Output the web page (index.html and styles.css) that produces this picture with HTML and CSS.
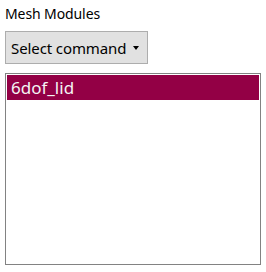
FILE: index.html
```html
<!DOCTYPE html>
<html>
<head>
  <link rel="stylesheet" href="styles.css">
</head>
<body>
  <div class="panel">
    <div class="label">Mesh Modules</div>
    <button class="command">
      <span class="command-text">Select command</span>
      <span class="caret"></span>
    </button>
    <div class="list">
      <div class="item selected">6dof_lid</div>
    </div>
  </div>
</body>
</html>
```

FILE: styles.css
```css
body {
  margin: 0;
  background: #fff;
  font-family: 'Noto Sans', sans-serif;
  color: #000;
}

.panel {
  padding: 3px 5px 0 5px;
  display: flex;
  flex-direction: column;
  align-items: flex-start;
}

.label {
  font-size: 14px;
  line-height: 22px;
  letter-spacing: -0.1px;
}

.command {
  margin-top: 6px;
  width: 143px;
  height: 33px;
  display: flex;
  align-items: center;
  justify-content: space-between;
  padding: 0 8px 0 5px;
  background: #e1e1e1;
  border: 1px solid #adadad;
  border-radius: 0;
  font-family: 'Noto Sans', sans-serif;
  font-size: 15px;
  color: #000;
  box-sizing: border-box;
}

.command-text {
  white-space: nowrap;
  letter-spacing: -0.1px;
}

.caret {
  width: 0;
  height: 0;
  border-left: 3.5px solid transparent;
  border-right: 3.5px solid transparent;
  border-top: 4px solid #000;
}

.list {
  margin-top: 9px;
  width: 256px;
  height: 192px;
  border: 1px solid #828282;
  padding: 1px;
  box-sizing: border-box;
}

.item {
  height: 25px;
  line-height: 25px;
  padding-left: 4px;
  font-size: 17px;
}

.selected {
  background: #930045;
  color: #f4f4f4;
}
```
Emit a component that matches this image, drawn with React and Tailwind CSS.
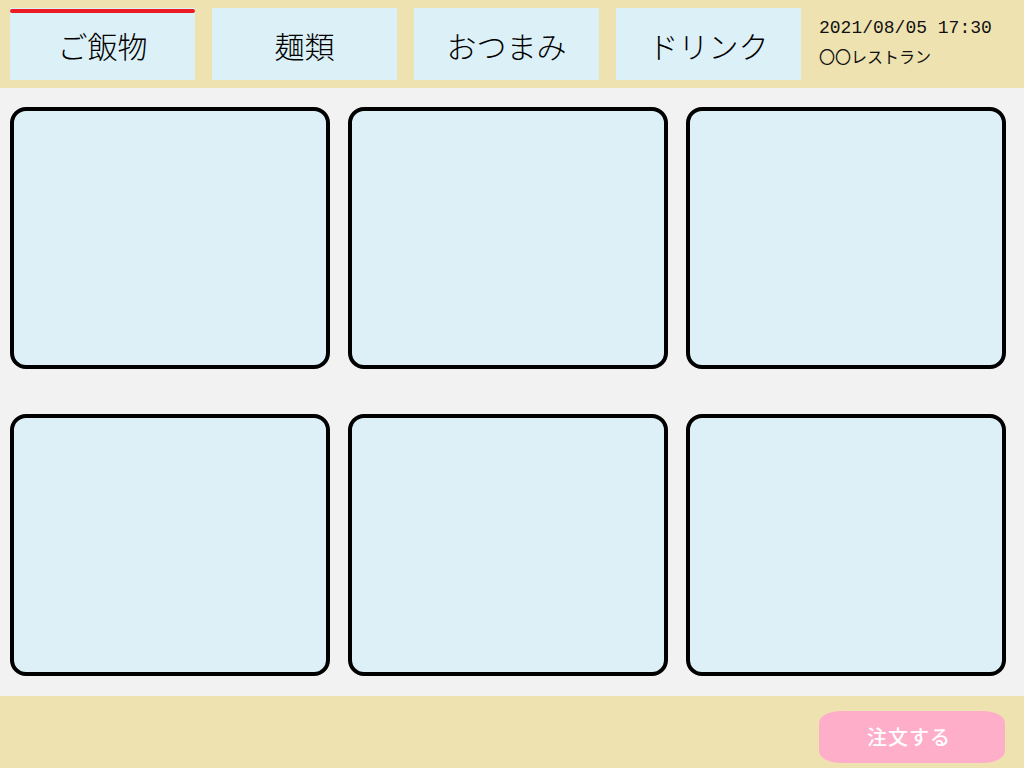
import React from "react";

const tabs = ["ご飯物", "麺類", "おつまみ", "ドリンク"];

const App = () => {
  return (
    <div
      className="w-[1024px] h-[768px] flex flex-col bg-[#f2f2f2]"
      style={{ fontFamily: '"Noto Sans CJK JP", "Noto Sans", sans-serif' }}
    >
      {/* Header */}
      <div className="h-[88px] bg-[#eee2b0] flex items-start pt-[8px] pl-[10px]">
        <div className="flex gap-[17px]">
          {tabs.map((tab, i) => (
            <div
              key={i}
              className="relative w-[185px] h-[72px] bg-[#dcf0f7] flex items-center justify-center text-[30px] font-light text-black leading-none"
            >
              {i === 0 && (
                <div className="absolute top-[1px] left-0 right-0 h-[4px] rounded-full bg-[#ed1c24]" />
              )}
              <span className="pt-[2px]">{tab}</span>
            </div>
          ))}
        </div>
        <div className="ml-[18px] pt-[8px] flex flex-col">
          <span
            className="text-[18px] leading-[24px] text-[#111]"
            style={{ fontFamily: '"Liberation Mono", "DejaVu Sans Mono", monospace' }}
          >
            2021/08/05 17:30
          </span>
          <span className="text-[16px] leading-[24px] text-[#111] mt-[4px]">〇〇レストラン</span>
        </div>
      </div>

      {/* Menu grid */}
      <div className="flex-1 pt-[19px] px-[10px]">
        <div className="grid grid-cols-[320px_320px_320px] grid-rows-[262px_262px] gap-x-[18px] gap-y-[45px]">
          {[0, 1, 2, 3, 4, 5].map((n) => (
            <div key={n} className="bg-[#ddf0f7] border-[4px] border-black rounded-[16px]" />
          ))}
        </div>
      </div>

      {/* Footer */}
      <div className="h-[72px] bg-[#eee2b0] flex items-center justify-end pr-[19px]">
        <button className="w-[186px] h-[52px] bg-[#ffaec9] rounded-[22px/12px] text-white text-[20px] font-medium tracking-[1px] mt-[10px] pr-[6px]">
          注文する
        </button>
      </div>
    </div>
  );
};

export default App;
=======
Required task: Write out the material above again, word for word, minus its pictures.

Result of this task:
Output the web page (index.html and styles.css) that produces this picture with HTML and CSS.
FILE: index.html
```html
<!DOCTYPE html>
<html>
<head>
  <link rel="stylesheet" href="styles.css">
</head>
<body>
  <div class="panel">
    <div class="label">Mesh Modules</div>
    <button class="command">
      <span class="command-text">Select command</span>
      <span class="caret"></span>
    </button>
    <div class="list">
      <div class="item selected">6dof_lid</div>
    </div>
  </div>
</body>
</html>
```

FILE: styles.css
```css
body {
  margin: 0;
  background: #fff;
  font-family: 'Noto Sans', sans-serif;
  color: #000;
}

.panel {
  padding: 3px 5px 0 5px;
  display: flex;
  flex-direction: column;
  align-items: flex-start;
}

.label {
  font-size: 14px;
  line-height: 22px;
  letter-spacing: -0.1px;
}

.command {
  margin-top: 6px;
  width: 143px;
  height: 33px;
  display: flex;
  align-items: center;
  justify-content: space-between;
  padding: 0 8px 0 5px;
  background: #e1e1e1;
  border: 1px solid #adadad;
  border-radius: 0;
  font-family: 'Noto Sans', sans-serif;
  font-size: 15px;
  color: #000;
  box-sizing: border-box;
}

.command-text {
  white-space: nowrap;
  letter-spacing: -0.1px;
}

.caret {
  width: 0;
  height: 0;
  border-left: 3.5px solid transparent;
  border-right: 3.5px solid transparent;
  border-top: 4px solid #000;
}

.list {
  margin-top: 9px;
  width: 256px;
  height: 192px;
  border: 1px solid #828282;
  padding: 1px;
  box-sizing: border-box;
}

.item {
  height: 25px;
  line-height: 25px;
  padding-left: 4px;
  font-size: 17px;
}

.selected {
  background: #930045;
  color: #f4f4f4;
}
```
Emit a component that matches this image, drawn with React and Tailwind CSS.
import React from "react";

const tabs = ["ご飯物", "麺類", "おつまみ", "ドリンク"];

const App = () => {
  return (
    <div
      className="w-[1024px] h-[768px] flex flex-col bg-[#f2f2f2]"
      style={{ fontFamily: '"Noto Sans CJK JP", "Noto Sans", sans-serif' }}
    >
      {/* Header */}
      <div className="h-[88px] bg-[#eee2b0] flex items-start pt-[8px] pl-[10px]">
        <div className="flex gap-[17px]">
          {tabs.map((tab, i) => (
            <div
              key={i}
              className="relative w-[185px] h-[72px] bg-[#dcf0f7] flex items-center justify-center text-[30px] font-light text-black leading-none"
            >
              {i === 0 && (
                <div className="absolute top-[1px] left-0 right-0 h-[4px] rounded-full bg-[#ed1c24]" />
              )}
              <span className="pt-[2px]">{tab}</span>
            </div>
          ))}
        </div>
        <div className="ml-[18px] pt-[8px] flex flex-col">
          <span
            className="text-[18px] leading-[24px] text-[#111]"
            style={{ fontFamily: '"Liberation Mono", "DejaVu Sans Mono", monospace' }}
          >
            2021/08/05 17:30
          </span>
          <span className="text-[16px] leading-[24px] text-[#111] mt-[4px]">〇〇レストラン</span>
        </div>
      </div>

      {/* Menu grid */}
      <div className="flex-1 pt-[19px] px-[10px]">
        <div className="grid grid-cols-[320px_320px_320px] grid-rows-[262px_262px] gap-x-[18px] gap-y-[45px]">
          {[0, 1, 2, 3, 4, 5].map((n) => (
            <div key={n} className="bg-[#ddf0f7] border-[4px] border-black rounded-[16px]" />
          ))}
        </div>
      </div>

      {/* Footer */}
      <div className="h-[72px] bg-[#eee2b0] flex items-center justify-end pr-[19px]">
        <button className="w-[186px] h-[52px] bg-[#ffaec9] rounded-[22px/12px] text-white text-[20px] font-medium tracking-[1px] mt-[10px] pr-[6px]">
          注文する
        </button>
      </div>
    </div>
  );
};

export default App;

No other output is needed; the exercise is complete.